1967 Controversy

Ten Black Writers Respond A book that was both lauded and reviled in its day, William Styron’s Confessions of Nat Turner (1967) marks a resurgence of the public debate over Nat Turner’s legacy. Though in the 136 years since the rebellion Turner never vanished from published discourse (as this exhibition aims to illustrate), it was not since the rebellion itself that Turner’s legacy sparked such virulent debate. Published at the height of the Black Power movement, the novel spoke to the current moment and raised the question of Turner as a model of black resistance to white oppression.
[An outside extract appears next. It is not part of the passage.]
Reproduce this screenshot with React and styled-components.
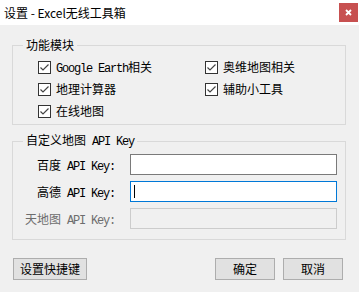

After winning a Pulitzer Prize for the novel, Styron came under attack for the ways he depicted Turner, on his use and some argued misuse of what he described in a 1993 afterword to the Vintage edition as “an extremely sketchy and mysterious historical record.” He echoes Thomas Gray here, who characterized the rebellion as “wrapt in mystery.” In Styron’s assessment, “our hero was a madman,” but because he “didn’t want to write about a psychopathic monster,” he established “motives, springing from social and behavioral roots.” These motives came under considerable attack.

Ten Black Writers Respond

The materials here trace the reaction to Styron’s novel, a response that culminated in William Styron’s Nat Turner: Ten Black Writers Respond, published in 1968 by Beacon Press, as well as a protest of Hollywood’s plans to make a film based on Styron’s novel. John Henrik Clarke, whose papers provide most of the material for this section, remarked that “No event in recent years has touched and stirred the black intellectual community more than this book.” With Styron’s novel came a new portrayal of Turner, one that questioned his traditionally defined masculinity. The depiction of Turner as emasculated is largely absent from nineteenth-century accounts, but Styron came under heavy criticism for such a portrayal. In Styron’s novel, Turner is unmarried (though historical evidence indicates he had a wife), and he experiences a homosexual encounter. Perhaps most notably, his lack of participation in the killing is not the result of logistical matters as presented in Gray’s Confessions, but instead because he “was not ready.” Styron’s Turner is not a fearless leader, but instead an impotent one whose manhood, critics charged, is repeatedly called into question.